From my LinkedIn Feed.

Real-world lessons about preparing for crisis: What we can learn from Southwest

Witnessing the meltdown of Southwest Airlines last week was sad and shocking. It’s difficult to overstate the amount of misery experienced by countless travelers this holiday season. And much of it was unnecessary. It is important to note that none of the other major U.S. airlines operating in the same weather conditions experienced anywhere near the number of flight cancelations that Southwest did.

It has been over half a century since Southwest Airlines was a new startup low-cost point-to-point airline flying between a triangle of cities in Texas: Dallas, San Antonio and Houston.

Now, Southwest is the largest U.S. airline, serving over 100 cities with 4,000 flights a day.

As the airline grew, what obviously did not grow with it was its ability to continue to operate such a large, wide-ranging complex system when stressed by winter weather this week. What started as a weather event quickly became a communications and operational failure event. In stressing Southwest Airlines, it revealed the gaps and lack of capacity and redundancy in their communications and operational systems, particularly their inability to be resilient, to rapidly recover from disruptions.

For large major airlines to be prepared for major disruptions, they must have already invested heavily in improved technology and communications systems that have high reliability and redundancy, as well as the training for their employees to use these tools effectively.

From its inception, Southwest Airlines chose to be an outlier in many ways, but in one way that in particular led to this week’s problems: they do not interline passengers with other major airlines, which means that Southwest cannot book their passengers on other airlines when one of their flights is canceled.

Another one of the problems at Southwest Airlines this week was the inability of passengers to reach reservations, even after hold times of over 10 hours, and the inability of Southwest employees to have backup communications for an overloaded phone system. Southwest Airlines crew schedulers could not get new flight assignments to pilots and flight attendants, and the pilots and flight attendants often spent many hours on hold trying unsuccessfully to reach the schedulers.
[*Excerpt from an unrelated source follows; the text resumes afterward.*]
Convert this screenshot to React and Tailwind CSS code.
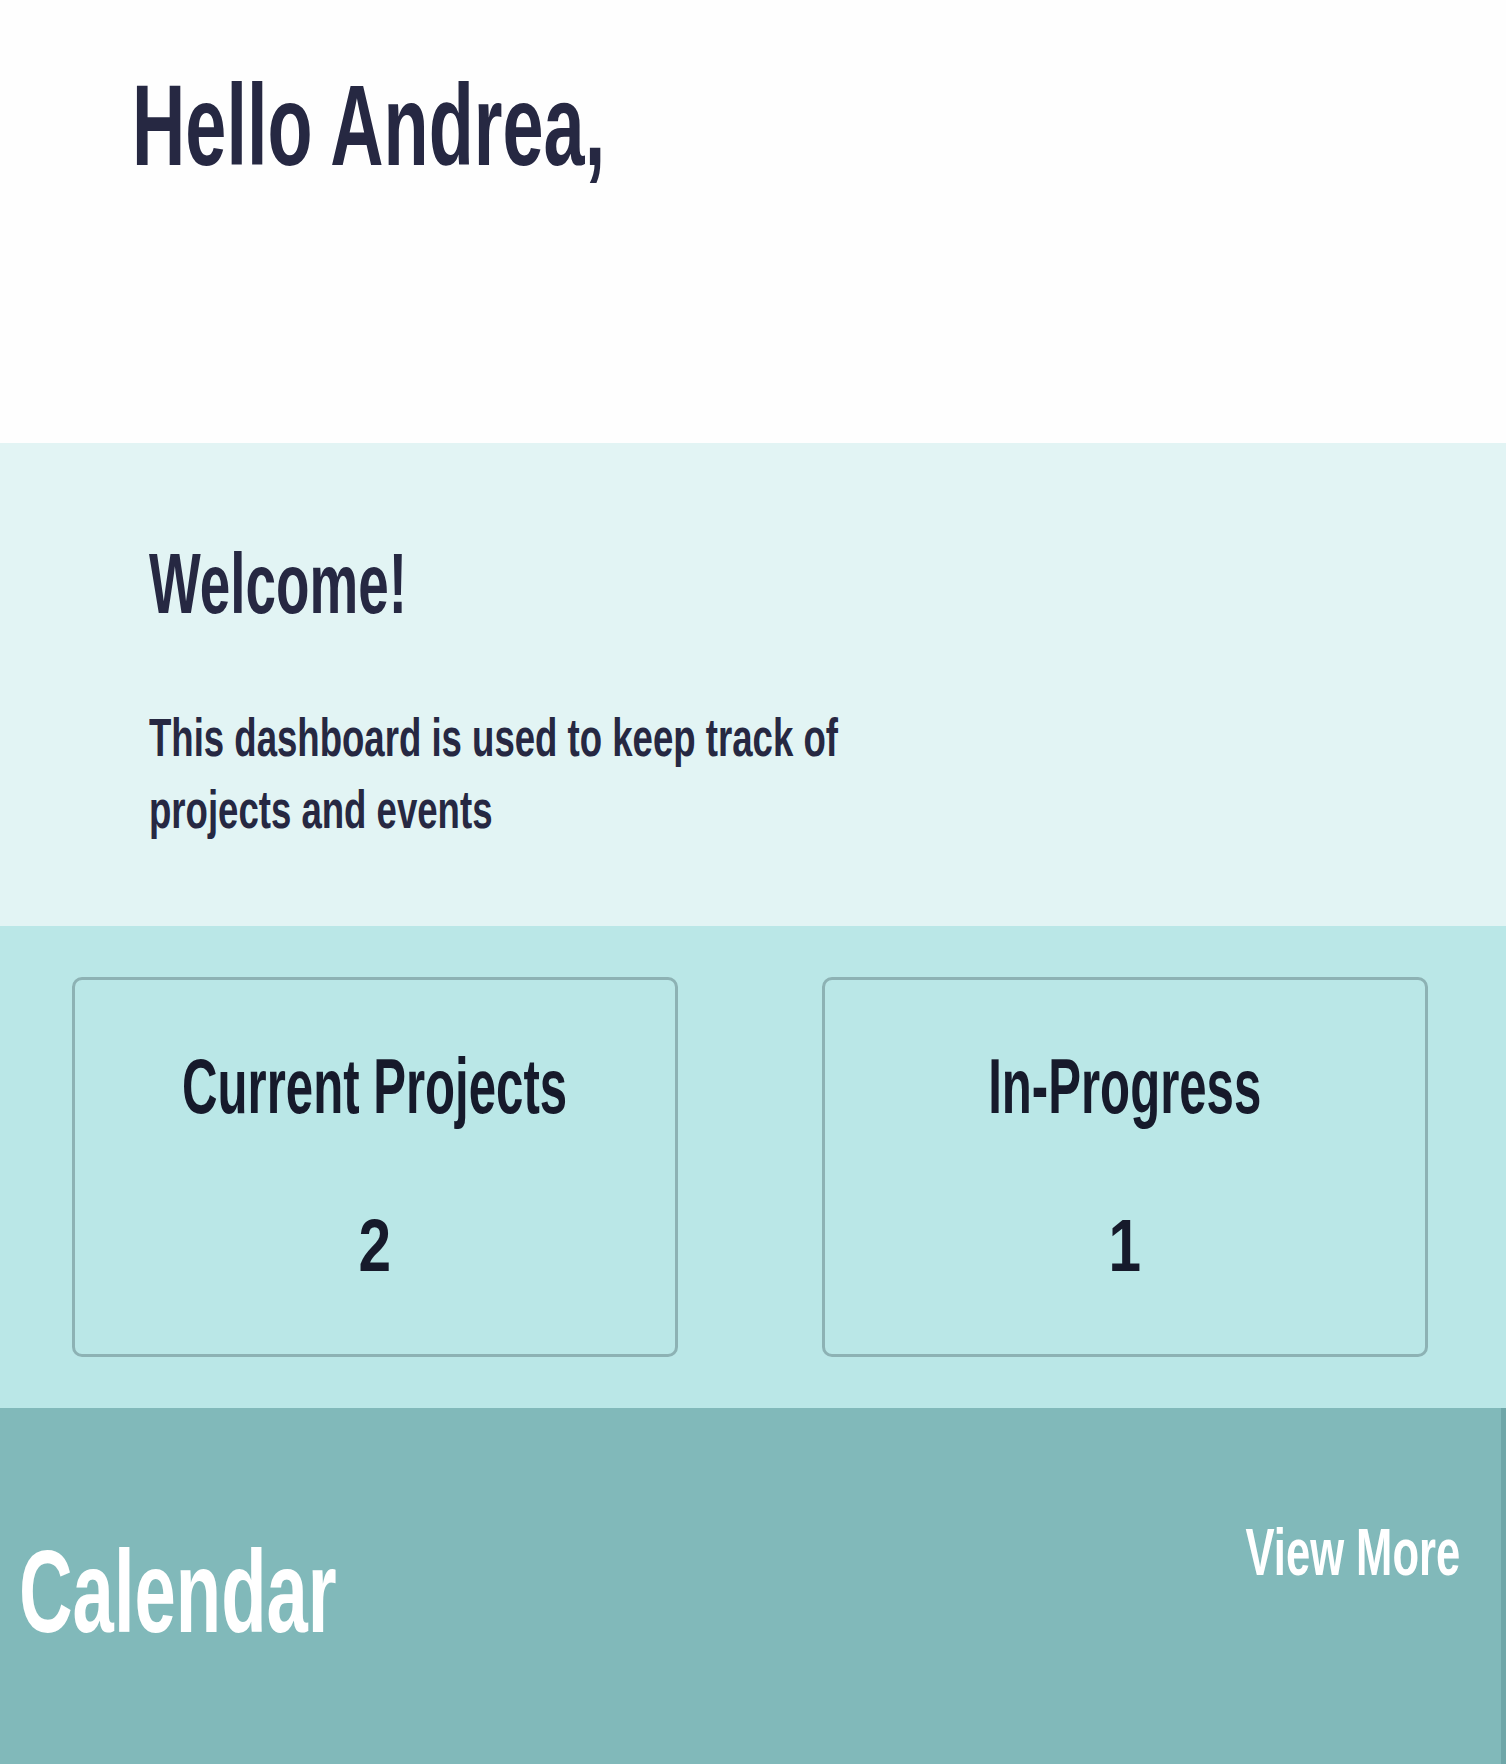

The result was that schedulers did not know where crews were, and crews did not know which aircraft or flights they could be assigned to operate or which hotel they should use. Ultimately it meant chaos and a complete meltdown, with 16,000 flights canceled and many passengers and crews stranded.

As an airline pilot for 30 years, I can only imagine how challenging and frustrating this has been for all the flight crews. With a system failure this broad, safety is compromised.

If anything good can ever come from this meltdown, it will be that all airlines, especially Southwest, review all their systems and processes, establish resilient communications systems with sufficient backup capabilities for their passengers and employees to use.

What happened this week should not have had to happen, but it would be even more unforgivable if airlines do not learn from it and act on it and allow it to happen again.